■ Description of the task: Gather every line holding the string "React".

■ Given information:
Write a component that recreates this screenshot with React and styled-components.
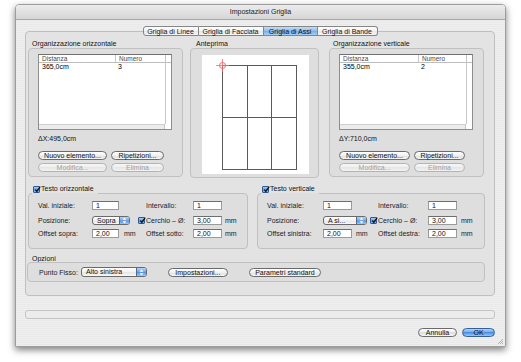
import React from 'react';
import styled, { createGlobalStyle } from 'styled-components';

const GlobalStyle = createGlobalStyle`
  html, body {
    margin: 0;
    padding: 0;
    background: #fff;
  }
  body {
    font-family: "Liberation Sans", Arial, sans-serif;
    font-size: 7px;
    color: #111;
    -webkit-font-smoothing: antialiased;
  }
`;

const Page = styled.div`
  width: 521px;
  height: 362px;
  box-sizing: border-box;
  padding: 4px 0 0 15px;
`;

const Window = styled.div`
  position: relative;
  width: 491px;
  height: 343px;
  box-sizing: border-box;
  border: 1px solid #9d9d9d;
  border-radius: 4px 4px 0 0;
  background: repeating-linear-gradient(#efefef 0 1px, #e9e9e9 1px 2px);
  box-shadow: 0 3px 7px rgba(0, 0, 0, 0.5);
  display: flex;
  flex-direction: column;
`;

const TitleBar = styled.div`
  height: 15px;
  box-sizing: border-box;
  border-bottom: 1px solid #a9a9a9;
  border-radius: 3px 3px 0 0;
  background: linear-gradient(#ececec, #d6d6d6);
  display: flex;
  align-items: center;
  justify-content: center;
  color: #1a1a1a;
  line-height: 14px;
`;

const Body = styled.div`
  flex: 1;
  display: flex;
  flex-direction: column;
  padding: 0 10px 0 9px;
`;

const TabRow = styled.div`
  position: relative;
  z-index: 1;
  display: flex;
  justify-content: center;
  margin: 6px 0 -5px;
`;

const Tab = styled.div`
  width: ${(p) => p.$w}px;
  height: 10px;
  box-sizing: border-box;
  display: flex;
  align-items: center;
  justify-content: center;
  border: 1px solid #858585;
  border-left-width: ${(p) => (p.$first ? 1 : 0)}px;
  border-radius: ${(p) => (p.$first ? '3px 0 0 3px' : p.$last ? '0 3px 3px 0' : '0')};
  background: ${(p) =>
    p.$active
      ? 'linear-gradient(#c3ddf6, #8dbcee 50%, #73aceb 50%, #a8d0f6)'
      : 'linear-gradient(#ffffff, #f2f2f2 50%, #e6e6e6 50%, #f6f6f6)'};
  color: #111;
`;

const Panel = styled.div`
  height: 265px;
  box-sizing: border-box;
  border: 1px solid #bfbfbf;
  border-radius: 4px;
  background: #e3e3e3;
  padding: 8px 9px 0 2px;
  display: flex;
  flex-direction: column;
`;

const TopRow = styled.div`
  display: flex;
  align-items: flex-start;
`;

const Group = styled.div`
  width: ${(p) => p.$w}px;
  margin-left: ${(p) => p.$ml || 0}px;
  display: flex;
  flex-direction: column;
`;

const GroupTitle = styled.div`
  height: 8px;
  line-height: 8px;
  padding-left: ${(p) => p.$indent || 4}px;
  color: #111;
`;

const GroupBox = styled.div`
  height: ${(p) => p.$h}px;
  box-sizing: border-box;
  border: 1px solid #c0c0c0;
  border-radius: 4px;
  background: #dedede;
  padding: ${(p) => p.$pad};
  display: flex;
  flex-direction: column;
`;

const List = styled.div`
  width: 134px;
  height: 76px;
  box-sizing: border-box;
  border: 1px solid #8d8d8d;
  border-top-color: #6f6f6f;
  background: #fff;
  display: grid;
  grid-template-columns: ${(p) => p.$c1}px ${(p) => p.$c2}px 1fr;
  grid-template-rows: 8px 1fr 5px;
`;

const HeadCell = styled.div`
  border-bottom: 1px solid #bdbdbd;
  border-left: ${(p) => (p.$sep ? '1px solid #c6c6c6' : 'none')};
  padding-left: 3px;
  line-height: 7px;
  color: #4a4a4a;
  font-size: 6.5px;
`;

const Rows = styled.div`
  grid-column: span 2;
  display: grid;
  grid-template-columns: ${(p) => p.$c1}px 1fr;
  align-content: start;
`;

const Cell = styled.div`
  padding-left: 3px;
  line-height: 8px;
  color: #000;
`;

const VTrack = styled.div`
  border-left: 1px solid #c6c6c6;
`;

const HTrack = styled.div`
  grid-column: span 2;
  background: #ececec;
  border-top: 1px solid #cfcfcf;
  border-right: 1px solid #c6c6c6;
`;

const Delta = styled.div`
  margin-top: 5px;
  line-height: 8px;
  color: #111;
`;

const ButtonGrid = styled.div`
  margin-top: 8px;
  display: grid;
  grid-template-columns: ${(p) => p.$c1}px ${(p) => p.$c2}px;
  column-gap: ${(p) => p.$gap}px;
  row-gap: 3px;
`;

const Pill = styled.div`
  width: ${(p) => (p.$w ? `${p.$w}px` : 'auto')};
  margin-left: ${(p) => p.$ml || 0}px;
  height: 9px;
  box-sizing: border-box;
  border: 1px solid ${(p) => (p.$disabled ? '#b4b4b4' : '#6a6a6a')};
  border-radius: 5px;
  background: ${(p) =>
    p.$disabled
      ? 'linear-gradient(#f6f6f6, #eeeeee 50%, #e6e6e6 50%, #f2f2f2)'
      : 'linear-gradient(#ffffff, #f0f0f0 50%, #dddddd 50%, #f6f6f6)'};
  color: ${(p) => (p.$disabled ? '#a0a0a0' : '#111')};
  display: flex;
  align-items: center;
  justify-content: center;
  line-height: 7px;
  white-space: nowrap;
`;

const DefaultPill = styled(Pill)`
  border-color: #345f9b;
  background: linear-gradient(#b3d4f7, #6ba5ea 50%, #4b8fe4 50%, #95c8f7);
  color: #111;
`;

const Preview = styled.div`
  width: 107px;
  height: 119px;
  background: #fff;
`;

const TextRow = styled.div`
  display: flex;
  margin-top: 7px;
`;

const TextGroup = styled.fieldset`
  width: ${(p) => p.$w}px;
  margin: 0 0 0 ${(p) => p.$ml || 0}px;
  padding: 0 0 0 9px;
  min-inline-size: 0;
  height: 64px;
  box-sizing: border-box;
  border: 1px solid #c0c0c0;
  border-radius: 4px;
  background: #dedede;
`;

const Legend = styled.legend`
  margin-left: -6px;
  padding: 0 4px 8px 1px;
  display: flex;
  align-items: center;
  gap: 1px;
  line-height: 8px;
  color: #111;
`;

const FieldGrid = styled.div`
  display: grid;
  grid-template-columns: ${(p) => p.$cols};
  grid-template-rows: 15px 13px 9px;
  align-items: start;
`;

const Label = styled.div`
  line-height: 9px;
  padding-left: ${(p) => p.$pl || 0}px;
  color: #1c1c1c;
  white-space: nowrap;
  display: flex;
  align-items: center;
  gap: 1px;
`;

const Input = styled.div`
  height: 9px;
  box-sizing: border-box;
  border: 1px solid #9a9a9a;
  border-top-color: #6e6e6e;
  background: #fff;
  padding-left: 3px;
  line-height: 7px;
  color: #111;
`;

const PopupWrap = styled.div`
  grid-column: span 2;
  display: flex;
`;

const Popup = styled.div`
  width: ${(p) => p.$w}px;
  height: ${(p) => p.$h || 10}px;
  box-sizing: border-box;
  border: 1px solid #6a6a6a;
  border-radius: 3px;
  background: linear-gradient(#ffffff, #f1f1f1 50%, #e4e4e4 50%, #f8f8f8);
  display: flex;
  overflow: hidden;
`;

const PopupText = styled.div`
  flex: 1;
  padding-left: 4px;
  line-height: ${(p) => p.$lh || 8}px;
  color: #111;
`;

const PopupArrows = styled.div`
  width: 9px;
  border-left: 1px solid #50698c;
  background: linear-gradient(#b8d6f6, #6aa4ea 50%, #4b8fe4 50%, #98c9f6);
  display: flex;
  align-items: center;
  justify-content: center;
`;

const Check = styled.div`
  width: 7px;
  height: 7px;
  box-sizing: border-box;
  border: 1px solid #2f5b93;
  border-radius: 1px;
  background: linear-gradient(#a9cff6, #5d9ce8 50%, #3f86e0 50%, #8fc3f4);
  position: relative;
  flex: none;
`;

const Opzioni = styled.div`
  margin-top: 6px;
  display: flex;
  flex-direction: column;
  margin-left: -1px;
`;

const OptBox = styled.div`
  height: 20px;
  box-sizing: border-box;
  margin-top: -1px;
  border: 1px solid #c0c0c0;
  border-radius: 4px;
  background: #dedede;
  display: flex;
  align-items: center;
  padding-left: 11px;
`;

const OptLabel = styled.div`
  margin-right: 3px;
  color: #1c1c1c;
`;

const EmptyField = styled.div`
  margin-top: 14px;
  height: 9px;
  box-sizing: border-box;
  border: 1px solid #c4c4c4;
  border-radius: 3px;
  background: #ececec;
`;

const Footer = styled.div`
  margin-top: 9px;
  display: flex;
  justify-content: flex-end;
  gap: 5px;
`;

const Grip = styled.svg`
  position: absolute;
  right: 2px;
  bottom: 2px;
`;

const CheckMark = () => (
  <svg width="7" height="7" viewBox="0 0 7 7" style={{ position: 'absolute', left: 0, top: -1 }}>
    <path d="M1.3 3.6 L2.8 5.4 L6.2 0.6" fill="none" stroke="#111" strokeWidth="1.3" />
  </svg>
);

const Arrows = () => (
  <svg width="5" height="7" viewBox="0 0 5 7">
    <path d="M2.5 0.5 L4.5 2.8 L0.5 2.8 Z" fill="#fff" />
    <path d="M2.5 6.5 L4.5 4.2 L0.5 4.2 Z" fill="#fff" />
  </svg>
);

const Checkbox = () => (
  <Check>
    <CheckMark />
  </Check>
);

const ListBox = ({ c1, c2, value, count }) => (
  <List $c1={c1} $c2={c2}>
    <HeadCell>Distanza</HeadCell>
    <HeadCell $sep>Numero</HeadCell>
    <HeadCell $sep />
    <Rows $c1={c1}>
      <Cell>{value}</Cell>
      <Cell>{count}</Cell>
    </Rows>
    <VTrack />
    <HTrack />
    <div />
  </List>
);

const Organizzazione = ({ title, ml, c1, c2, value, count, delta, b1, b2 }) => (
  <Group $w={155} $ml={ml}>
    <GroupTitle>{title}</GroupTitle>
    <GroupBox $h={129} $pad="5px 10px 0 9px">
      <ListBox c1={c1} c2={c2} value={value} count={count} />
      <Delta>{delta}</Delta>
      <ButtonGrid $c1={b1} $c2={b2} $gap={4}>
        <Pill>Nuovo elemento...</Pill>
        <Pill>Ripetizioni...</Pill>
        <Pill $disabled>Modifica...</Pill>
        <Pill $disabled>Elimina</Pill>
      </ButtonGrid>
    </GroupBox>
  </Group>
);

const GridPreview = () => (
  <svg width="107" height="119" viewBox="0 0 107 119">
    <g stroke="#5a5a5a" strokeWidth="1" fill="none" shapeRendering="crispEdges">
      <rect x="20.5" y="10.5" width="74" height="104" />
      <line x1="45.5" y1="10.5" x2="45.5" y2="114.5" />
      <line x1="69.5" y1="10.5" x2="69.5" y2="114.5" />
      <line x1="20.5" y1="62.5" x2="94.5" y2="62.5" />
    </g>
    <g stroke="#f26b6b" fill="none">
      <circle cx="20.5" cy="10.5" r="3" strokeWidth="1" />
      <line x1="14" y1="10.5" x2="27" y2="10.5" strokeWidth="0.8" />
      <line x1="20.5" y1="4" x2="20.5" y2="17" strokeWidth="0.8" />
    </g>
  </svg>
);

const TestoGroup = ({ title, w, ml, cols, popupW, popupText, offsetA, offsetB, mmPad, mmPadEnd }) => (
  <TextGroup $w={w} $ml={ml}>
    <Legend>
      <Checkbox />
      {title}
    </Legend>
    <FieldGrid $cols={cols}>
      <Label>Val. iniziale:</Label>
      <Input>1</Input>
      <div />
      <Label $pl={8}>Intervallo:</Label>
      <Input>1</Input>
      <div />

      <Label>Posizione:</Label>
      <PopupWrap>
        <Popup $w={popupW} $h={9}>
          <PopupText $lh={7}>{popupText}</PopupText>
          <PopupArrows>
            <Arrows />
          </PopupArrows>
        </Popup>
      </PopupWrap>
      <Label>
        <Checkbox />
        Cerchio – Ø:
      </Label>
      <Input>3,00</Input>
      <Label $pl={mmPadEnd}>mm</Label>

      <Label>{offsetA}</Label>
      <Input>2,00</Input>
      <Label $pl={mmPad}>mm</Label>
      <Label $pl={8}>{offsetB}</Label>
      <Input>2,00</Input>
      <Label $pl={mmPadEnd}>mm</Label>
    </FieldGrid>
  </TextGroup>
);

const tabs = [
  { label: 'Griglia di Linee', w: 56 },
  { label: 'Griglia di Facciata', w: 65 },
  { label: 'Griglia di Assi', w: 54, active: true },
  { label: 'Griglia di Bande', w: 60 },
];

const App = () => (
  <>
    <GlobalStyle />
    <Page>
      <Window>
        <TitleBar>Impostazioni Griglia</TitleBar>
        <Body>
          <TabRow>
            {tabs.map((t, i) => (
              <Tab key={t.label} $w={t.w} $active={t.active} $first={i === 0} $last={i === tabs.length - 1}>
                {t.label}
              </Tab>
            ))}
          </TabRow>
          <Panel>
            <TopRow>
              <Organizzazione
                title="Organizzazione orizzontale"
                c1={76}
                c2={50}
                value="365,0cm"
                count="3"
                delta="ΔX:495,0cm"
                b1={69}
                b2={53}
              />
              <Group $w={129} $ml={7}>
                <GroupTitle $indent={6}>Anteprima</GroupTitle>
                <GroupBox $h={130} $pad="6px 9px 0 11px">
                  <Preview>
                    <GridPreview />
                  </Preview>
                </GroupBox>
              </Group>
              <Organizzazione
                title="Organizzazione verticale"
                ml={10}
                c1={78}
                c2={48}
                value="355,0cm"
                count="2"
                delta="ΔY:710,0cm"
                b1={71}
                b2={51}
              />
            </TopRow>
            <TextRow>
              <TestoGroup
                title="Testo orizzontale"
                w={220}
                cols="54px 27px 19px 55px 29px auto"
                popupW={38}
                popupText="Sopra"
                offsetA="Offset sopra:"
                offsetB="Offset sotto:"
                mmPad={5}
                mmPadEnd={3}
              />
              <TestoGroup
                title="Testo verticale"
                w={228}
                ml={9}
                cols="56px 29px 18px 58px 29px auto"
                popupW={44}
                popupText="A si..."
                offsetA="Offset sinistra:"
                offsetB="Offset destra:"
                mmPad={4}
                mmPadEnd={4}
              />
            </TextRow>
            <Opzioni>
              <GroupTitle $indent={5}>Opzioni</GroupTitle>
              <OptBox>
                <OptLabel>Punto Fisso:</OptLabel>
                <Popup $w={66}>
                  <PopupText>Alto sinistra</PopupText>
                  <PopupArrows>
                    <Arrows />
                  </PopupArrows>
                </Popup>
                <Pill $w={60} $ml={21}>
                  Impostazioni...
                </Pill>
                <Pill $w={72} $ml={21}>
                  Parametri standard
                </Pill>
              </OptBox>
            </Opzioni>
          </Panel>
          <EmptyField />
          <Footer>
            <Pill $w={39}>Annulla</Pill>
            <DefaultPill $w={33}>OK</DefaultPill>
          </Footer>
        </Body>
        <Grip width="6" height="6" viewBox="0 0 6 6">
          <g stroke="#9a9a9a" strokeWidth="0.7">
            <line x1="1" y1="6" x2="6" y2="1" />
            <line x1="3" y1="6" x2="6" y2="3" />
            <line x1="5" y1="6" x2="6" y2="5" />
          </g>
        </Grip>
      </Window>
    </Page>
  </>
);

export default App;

■ Right answer:
Write a component that recreates this screenshot with React and styled-components.
import React from 'react';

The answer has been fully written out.